The frenzy: People love this story so much that even a hint the investigation might not be dead has brought amateur investigators and regular devotees out in force. According to the Post-Intelligencer, "By Monday morning, the whirlwind that forms whenever the FBI publicly discusses Cooper brought the agency more than 100 media calls." Amateur detective forums such as WebSleuths have lit up with the new details, and thousands of news outlets have picked up the story. But Houston Press blogger Pete Vonder Haar contends, via a Pearl Jam anecdote, that the frenzy is outdated and inappropriate:
I went to Lollapalooza in 1992, when Pearl Jam was the second act. During their set, a dude hopped up on stage, dodged security and ran through the band to dive off the opposite side.

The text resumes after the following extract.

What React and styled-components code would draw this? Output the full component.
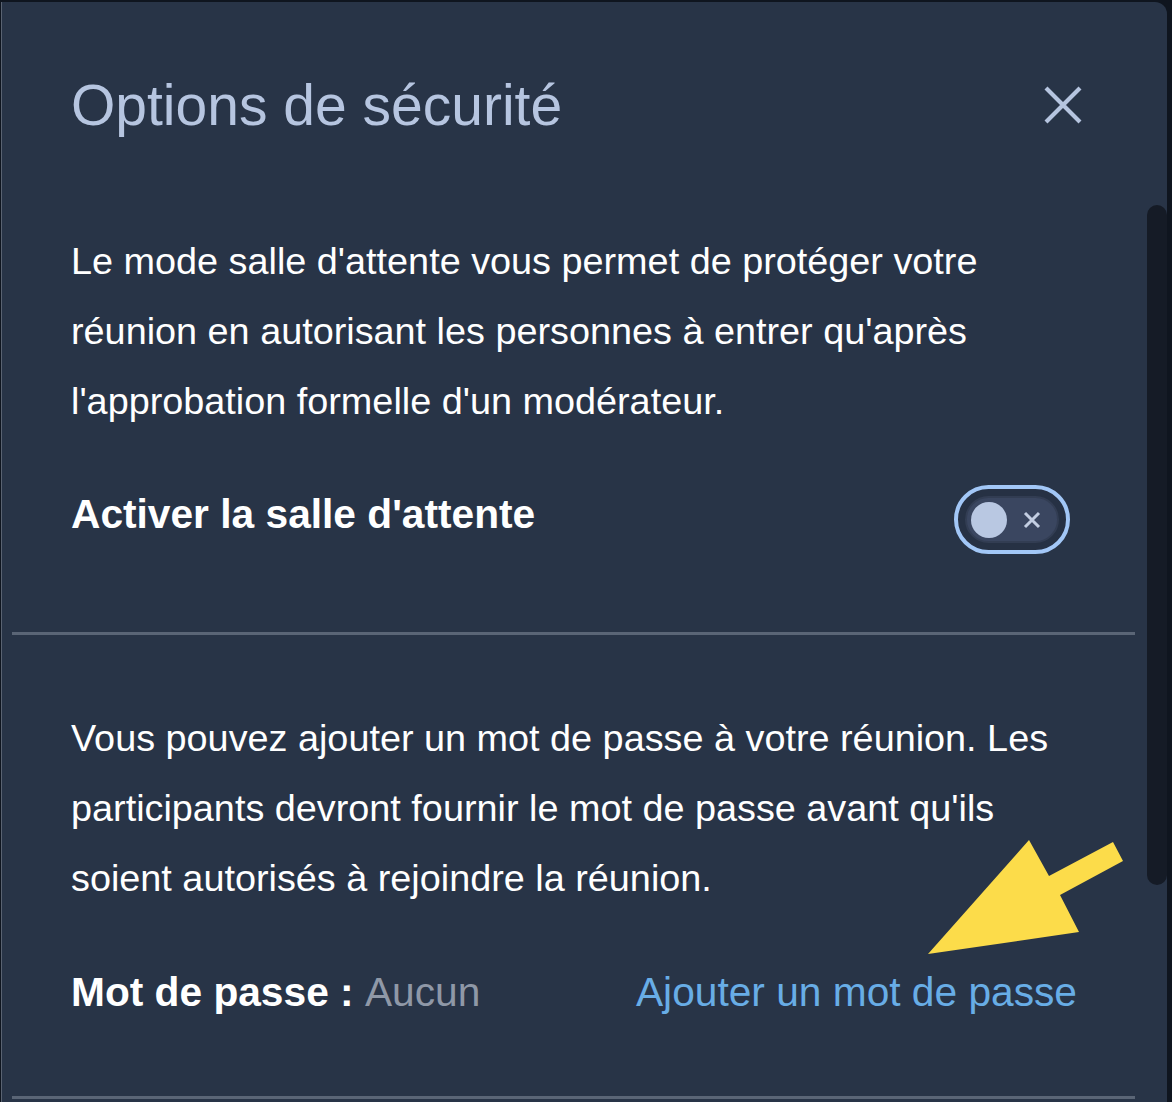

When the cops inevitably descended upon the kid, Eddie Vedder stopped the show and said, "No, you don't get it: If he makes it from there, across the stage, to there, without you catching him...he wins."
If Cooper survived the jump -- and that's a mighty big if, I grant you -- it means he's been eluding capture for four decades. In other words, he wins.
If the suspect is who the FBI thinks it is, he's already won by running out the clock.
*Since this story ran, Robert Blevins, co-author of Into the Blast: The True Story of D.B. Cooper, wrote to say that the detail of Cooper's cigarette butts had been misreported by the Daily Mail, which is linked in our text. In fact, Blevins said, the F.B.I. has lost the butts. A story last night on The Daily Beast supports that claim.